■ **Aim of the task**
Produce an exact transcription of the listing below, omitting the pictures.
Start
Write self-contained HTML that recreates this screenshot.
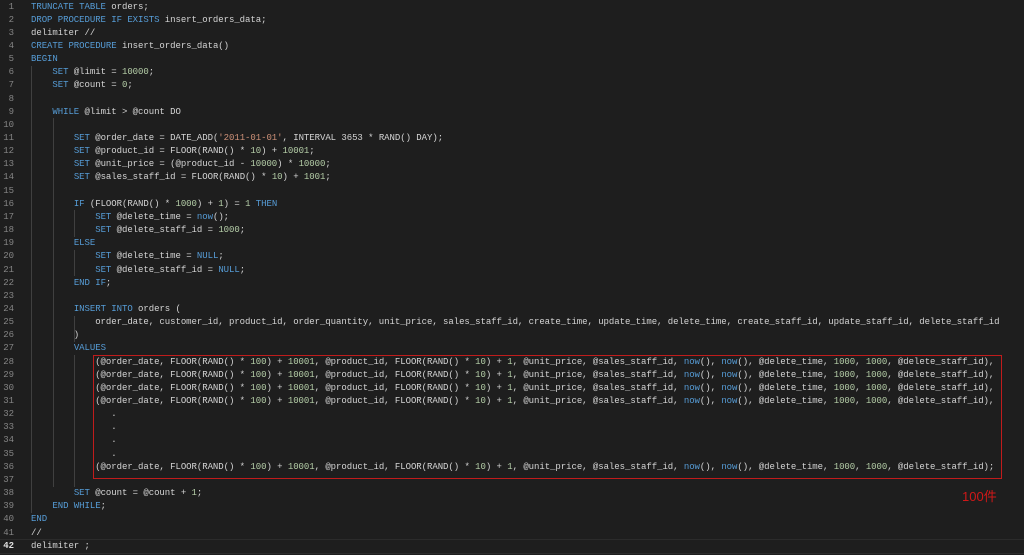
<!DOCTYPE html>
<html><head><meta charset="utf-8"><style>
html,body{margin:0;padding:0;background:#1e1e1e;width:1024px;height:555px;overflow:hidden}
.l{position:absolute;left:0;height:13.15px;line-height:13.15px;font-family:"Liberation Mono",monospace;font-size:9px;letter-spacing:-0.05px;white-space:pre;color:#d4d4d4}
.n{position:absolute;left:0;width:14px;text-align:right;color:#858585}
.c{position:absolute;left:31px}
.k{color:#569cd6}.d{color:#b5cea8}.s{color:#ce9178}
.g{position:absolute;width:1px;background:#404040}
</style></head><body>
<div id="w"></div>
<div class="g" style="left:31px;top:65.75px;height:447px"></div>
<div class="g" style="left:52.6px;top:118.35px;height:368.2px"></div>
<div class="g" style="left:74.2px;top:210.4px;height:26.3px"></div>
<div class="g" style="left:74.2px;top:249.85px;height:26.3px"></div>
<div class="g" style="left:74.2px;top:315.6px;height:26.3px"></div>
<div class="g" style="left:74.2px;top:355.05px;height:131.5px"></div>
<div style="position:absolute;left:93px;top:355px;width:907px;height:122px;border:1px solid #c01c1c"></div>
<div style="position:absolute;left:962px;top:486px;color:#d01818;font-family:'Liberation Sans','Noto Sans CJK JP',sans-serif;font-size:13px">100件</div>
<div style="position:absolute;left:0;top:539px;width:1024px;height:13px;border-top:1px solid #2b2b2b;border-bottom:1px solid #2b2b2b"></div>
<script>
const L=[
'<span class=k>TRUNCATE TABLE</span> orders;',
'<span class=k>DROP PROCEDURE IF EXISTS</span> insert_orders_data;',
'delimiter //',
'<span class=k>CREATE PROCEDURE</span> insert_orders_data()',
'<span class=k>BEGIN</span>',
'    <span class=k>SET</span> @limit = <span class=d>10000</span>;',
'    <span class=k>SET</span> @count = <span class=d>0</span>;',
'',
'    <span class=k>WHILE</span> @limit > @count DO',
'',
'        <span class=k>SET</span> @order_date = DATE_ADD(<span class=s>\'2011-01-01\'</span>, INTERVAL 3653 * RAND() DAY);',
'        <span class=k>SET</span> @product_id = FLOOR(RAND() * <span class=d>10</span>) + <span class=d>10001</span>;',
'        <span class=k>SET</span> @unit_price = (@product_id - <span class=d>10000</span>) * <span class=d>10000</span>;',
'        <span class=k>SET</span> @sales_staff_id = FLOOR(RAND() * <span class=d>10</span>) + <span class=d>1001</span>;',
'',
'        <span class=k>IF</span> (FLOOR(RAND() * <span class=d>1000</span>) + <span class=d>1</span>) = <span class=d>1</span> <span class=k>THEN</span>',
'            <span class=k>SET</span> @delete_time = <span class=k>now</span>();',
'            <span class=k>SET</span> @delete_staff_id = <span class=d>1000</span>;',
'        <span class=k>ELSE</span>',
'            <span class=k>SET</span> @delete_time = <span class=k>NULL</span>;',
'            <span class=k>SET</span> @delete_staff_id = <span class=k>NULL</span>;',
'        <span class=k>END IF</span>;',
'',
'        <span class=k>INSERT INTO</span> orders (',
'            order_date, customer_id, product_id, order_quantity, unit_price, sales_staff_id, create_time, update_time, delete_time, create_staff_id, update_staff_id, delete_staff_id',
'        )',
'        <span class=k>VALUES</span>'];
const R='            (@order_date, FLOOR(RAND() * <span class=d>100</span>) + <span class=d>10001</span>, @product_id, FLOOR(RAND() * <span class=d>10</span>) + <span class=d>1</span>, @unit_price, @sales_staff_id, <span class=k>now</span>(), <span class=k>now</span>(), @delete_time, <span class=d>1000</span>, <span class=d>1000</span>, @delete_staff_id)';
for(let i=0;i<4;i++)L.push(R+',');
for(let i=0;i<4;i++)L.push('               .');
L.push(R+';');
L.push('','        <span class=k>SET</span> @count = @count + <span class=d>1</span>;','    <span class=k>END WHILE</span>;','<span class=k>END</span>','//','delimiter ;');
let h='';
L.forEach((t,i)=>{h+='<div class=l style="top:'+(0.5+i*13.15)+'px;width:1024px"><span class=n'+(i==41?' style="color:#e0e0e0;font-weight:bold"':'')+'>'+(i+1)+'</span><span class=c>'+t+'</span></div>';});
document.getElementById('w').innerHTML=h;
</script>
</body></html>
End
■ **Written reply**
Write self-contained HTML that recreates this screenshot.
<!DOCTYPE html>
<html><head><meta charset="utf-8"><style>
html,body{margin:0;padding:0;background:#1e1e1e;width:1024px;height:555px;overflow:hidden}
.l{position:absolute;left:0;height:13.15px;line-height:13.15px;font-family:"Liberation Mono",monospace;font-size:9px;letter-spacing:-0.05px;white-space:pre;color:#d4d4d4}
.n{position:absolute;left:0;width:14px;text-align:right;color:#858585}
.c{position:absolute;left:31px}
.k{color:#569cd6}.d{color:#b5cea8}.s{color:#ce9178}
.g{position:absolute;width:1px;background:#404040}
</style></head><body>
<div id="w"></div>
<div class="g" style="left:31px;top:65.75px;height:447px"></div>
<div class="g" style="left:52.6px;top:118.35px;height:368.2px"></div>
<div class="g" style="left:74.2px;top:210.4px;height:26.3px"></div>
<div class="g" style="left:74.2px;top:249.85px;height:26.3px"></div>
<div class="g" style="left:74.2px;top:315.6px;height:26.3px"></div>
<div class="g" style="left:74.2px;top:355.05px;height:131.5px"></div>
<div style="position:absolute;left:93px;top:355px;width:907px;height:122px;border:1px solid #c01c1c"></div>
<div style="position:absolute;left:962px;top:486px;color:#d01818;font-family:'Liberation Sans','Noto Sans CJK JP',sans-serif;font-size:13px">100件</div>
<div style="position:absolute;left:0;top:539px;width:1024px;height:13px;border-top:1px solid #2b2b2b;border-bottom:1px solid #2b2b2b"></div>
<script>
const L=[
'<span class=k>TRUNCATE TABLE</span> orders;',
'<span class=k>DROP PROCEDURE IF EXISTS</span> insert_orders_data;',
'delimiter //',
'<span class=k>CREATE PROCEDURE</span> insert_orders_data()',
'<span class=k>BEGIN</span>',
'    <span class=k>SET</span> @limit = <span class=d>10000</span>;',
'    <span class=k>SET</span> @count = <span class=d>0</span>;',
'',
'    <span class=k>WHILE</span> @limit > @count DO',
'',
'        <span class=k>SET</span> @order_date = DATE_ADD(<span class=s>\'2011-01-01\'</span>, INTERVAL 3653 * RAND() DAY);',
'        <span class=k>SET</span> @product_id = FLOOR(RAND() * <span class=d>10</span>) + <span class=d>10001</span>;',
'        <span class=k>SET</span> @unit_price = (@product_id - <span class=d>10000</span>) * <span class=d>10000</span>;',
'        <span class=k>SET</span> @sales_staff_id = FLOOR(RAND() * <span class=d>10</span>) + <span class=d>1001</span>;',
'',
'        <span class=k>IF</span> (FLOOR(RAND() * <span class=d>1000</span>) + <span class=d>1</span>) = <span class=d>1</span> <span class=k>THEN</span>',
'            <span class=k>SET</span> @delete_time = <span class=k>now</span>();',
'            <span class=k>SET</span> @delete_staff_id = <span class=d>1000</span>;',
'        <span class=k>ELSE</span>',
'            <span class=k>SET</span> @delete_time = <span class=k>NULL</span>;',
'            <span class=k>SET</span> @delete_staff_id = <span class=k>NULL</span>;',
'        <span class=k>END IF</span>;',
'',
'        <span class=k>INSERT INTO</span> orders (',
'            order_date, customer_id, product_id, order_quantity, unit_price, sales_staff_id, create_time, update_time, delete_time, create_staff_id, update_staff_id, delete_staff_id',
'        )',
'        <span class=k>VALUES</span>'];
const R='            (@order_date, FLOOR(RAND() * <span class=d>100</span>) + <span class=d>10001</span>, @product_id, FLOOR(RAND() * <span class=d>10</span>) + <span class=d>1</span>, @unit_price, @sales_staff_id, <span class=k>now</span>(), <span class=k>now</span>(), @delete_time, <span class=d>1000</span>, <span class=d>1000</span>, @delete_staff_id)';
for(let i=0;i<4;i++)L.push(R+',');
for(let i=0;i<4;i++)L.push('               .');
L.push(R+';');
L.push('','        <span class=k>SET</span> @count = @count + <span class=d>1</span>;','    <span class=k>END WHILE</span>;','<span class=k>END</span>','//','delimiter ;');
let h='';
L.forEach((t,i)=>{h+='<div class=l style="top:'+(0.5+i*13.15)+'px;width:1024px"><span class=n'+(i==41?' style="color:#e0e0e0;font-weight:bold"':'')+'>'+(i+1)+'</span><span class=c>'+t+'</span></div>';});
document.getElementById('w').innerHTML=h;
</script>
</body></html>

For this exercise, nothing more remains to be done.